Can Double-hung Windows Be Used in a Basement?
Yes, double-hung windows can be used in basements, but only if you have a window well installed outside that’s large enough to accommodate the longer window style. Hopper windows and awning windows — which are horizontally oriented — are often more suitable for basements that don’t have window wells installed.
Even where there is a well installed, casement windows are often preferred because they have a large enough opening to provide a point of egress, which is important in a basement for safety reasons.
What Is the Point of Double-hung Windows?
Double-hung windows have two sashes that open independently. The idea behind this is better airflow and ventilation since warm air that rises inside your home can flow out of the upper opening, while cool air can flow in through the bottom opening.
What Should I Look for When I Am Buying a Window?

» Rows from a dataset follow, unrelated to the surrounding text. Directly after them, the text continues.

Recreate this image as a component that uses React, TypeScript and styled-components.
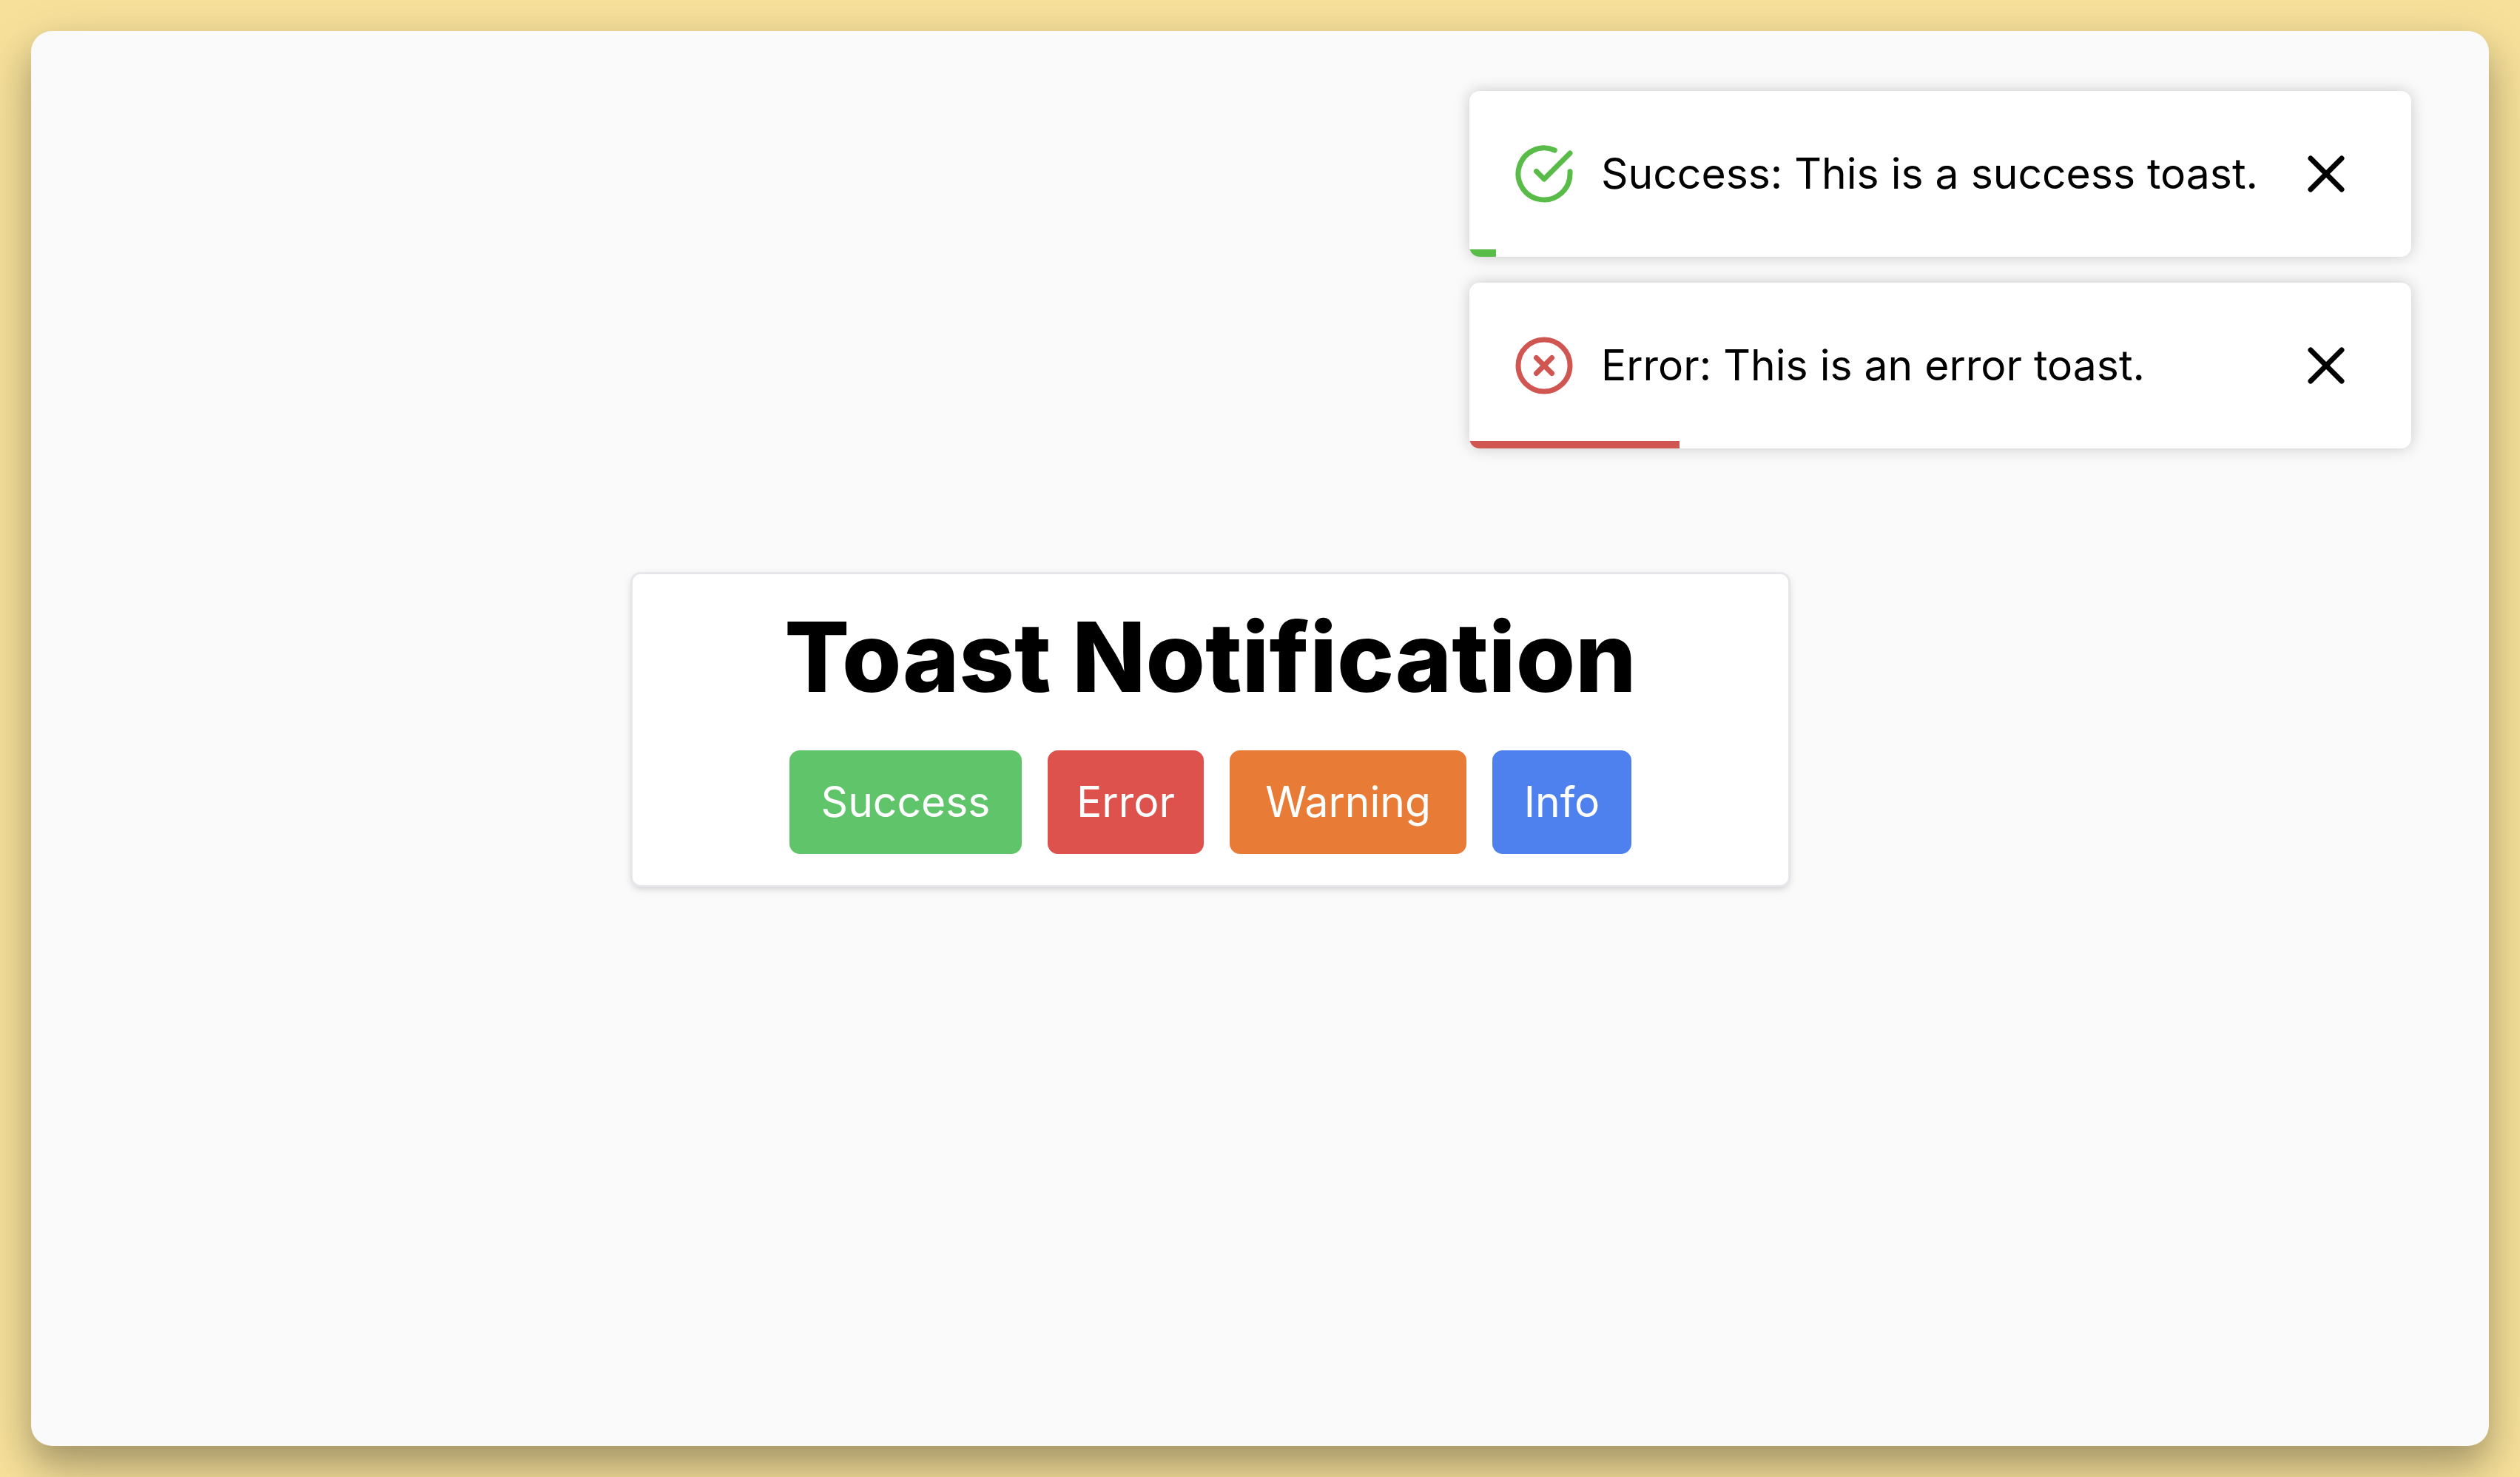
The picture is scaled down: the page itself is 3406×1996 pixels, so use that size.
import React, { useState } from 'react';
import styled, { createGlobalStyle } from 'styled-components';
import { FiCheckCircle, FiX, FiXCircle } from 'react-icons/fi';

const GlobalStyle = createGlobalStyle`
  *, *::before, *::after { box-sizing: border-box; }
  body {
    margin: 0;
    background: #f6e09a;
    font-family: Inter, "Liberation Sans", sans-serif;
    color: #000;
  }
  h1, p { margin: 0; }
  button { font: inherit; border: 0; cursor: pointer; }
`;

const Desktop = styled.div`
  display: flex;
  min-height: 100vh;
  padding: 42px;
`;

const Panel = styled.main`
  position: relative;
  flex: 1;
  display: flex;
  align-items: center;
  justify-content: center;
  padding: 0 134px 24px 0;
  border-radius: 28px;
  background: #fafafa;
  box-shadow: 0 26px 46px rgba(0, 0, 0, 0.24), 0 26px 84px rgba(0, 0, 0, 0.14);
`;

const Card = styled.section`
  display: flex;
  flex-direction: column;
  align-items: center;
  gap: 56px;
  width: 100%;
  max-width: 1568px;
  padding: 42px;
  border: 3px solid #e5e7eb;
  border-radius: 14px;
  background: #fff;
  box-shadow: 0 4px 11px rgba(0, 0, 0, 0.1), 0 4px 7px -4px rgba(0, 0, 0, 0.1);
`;

const Title = styled.h1`
  font-size: 130px;
  line-height: 140px;
  font-weight: 800;
`;

const Actions = styled.div`
  display: grid;
  grid-template-columns: 314fr 211fr 320fr 188fr;
  gap: 35px;
  width: 100%;
  max-width: 1138px;
`;

const ActionButton = styled.button<{ $color: string }>`
  padding: 28px 0;
  border-radius: 14px;
  background: ${(p) => p.$color};
  color: #fff;
  font-size: 57px;
  line-height: 84px;
`;

const ToastStack = styled.div`
  position: absolute;
  top: 81px;
  right: 105px;
  display: flex;
  flex-direction: column;
  gap: 35px;
  width: 1273px;
`;

const ToastBox = styled.div<{ $color: string }>`
  position: relative;
  display: flex;
  align-items: center;
  gap: 35px;
  height: 224px;
  padding: 0 59px;
  border-radius: 14px;
  overflow: hidden;
  background: #fff;
  box-shadow: 0 0 21px rgba(0, 0, 0, 0.2);

  > svg {
    flex: none;
    color: ${(p) => p.$color};
  }
`;

const Message = styled.p`
  flex: 1;
  font-size: 57px;
  line-height: 84px;
  white-space: nowrap;
`;

const CloseButton = styled.button`
  display: flex;
  flex: none;
  margin-left: -14px;
  padding: 14px;
  background: none;
  color: #000;
`;

const Progress = styled.div<{ $color: string }>`
  position: absolute;
  left: 0;
  bottom: 0;
  height: 10px;
  background: ${(p) => p.$color};
`;

const actions = [
  { label: 'Success', color: '#5fc46a' },
  { label: 'Error', color: '#dd524c' },
  { label: 'Warning', color: '#e87b35' },
  { label: 'Info', color: '#4e80ee' },
];

const initialToasts = [
  { id: 1, Icon: FiCheckCircle, color: '#59bc49', text: 'Success: This is a success toast.', left: 36 / 1273 },
  { id: 2, Icon: FiXCircle, color: '#d05651', text: 'Error: This is an error toast.', left: 284 / 1273 },
];

export default function App() {
  const [toasts, setToasts] = useState(initialToasts);

  return (
    <>
      <GlobalStyle />
      <Desktop>
        <Panel>
          <Card>
            <Title>Toast Notification</Title>
            <Actions>
              {actions.map((a) => (
                <ActionButton key={a.label} type="button" $color={a.color}>
                  {a.label}
                </ActionButton>
              ))}
            </Actions>
          </Card>
          <ToastStack>
            {toasts.map(({ id, Icon, color, text, left }) => (
              <ToastBox key={id} role="status" $color={color}>
                <Icon size={84} aria-hidden />
                <Message>{text}</Message>
                <CloseButton
                  type="button"
                  aria-label="Close"
                  onClick={() => setToasts((list) => list.filter((t) => t.id !== id))}
                >
                  <FiX size={84} aria-hidden />
                </CloseButton>
                <Progress $color={color} style={{ width: `${left * 100}%` }} />
              </ToastBox>
            ))}
          </ToastStack>
        </Panel>
      </Desktop>
    </>
  );
}
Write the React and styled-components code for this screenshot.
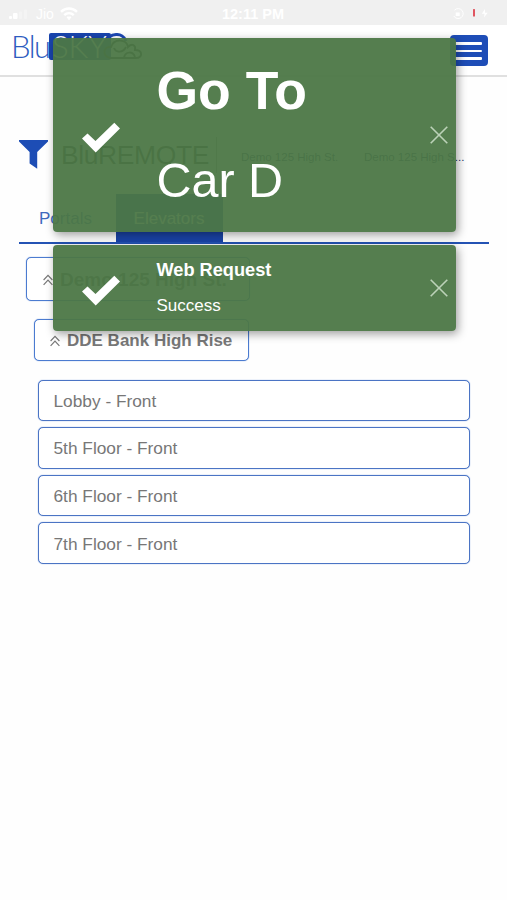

The first thing you’ll want to decide on when buying a new window is the style, which you can choose based on appearance, functionality, ventilation, cost, energy efficiency, or some combination of these factors. Next, you should consider the size dimensions of the wall opening in your home and make sure to buy a window that fits properly without having to reframe the opening — which can add time and money to your window replacement costs.
Finally, you should consider frame and glass options. Frame options include aluminum, vinyl (PVC), wood, composite, and fiberglass — all of which have different insulative properties and longevity. Glass types include plexiglass, single-pane glass, double-pane, and triple-pane—in order from least to most energy-efficient window options—and you’ll also have glass treatments to choose from, including tinting and low-E glass (low-emissivity) coatings.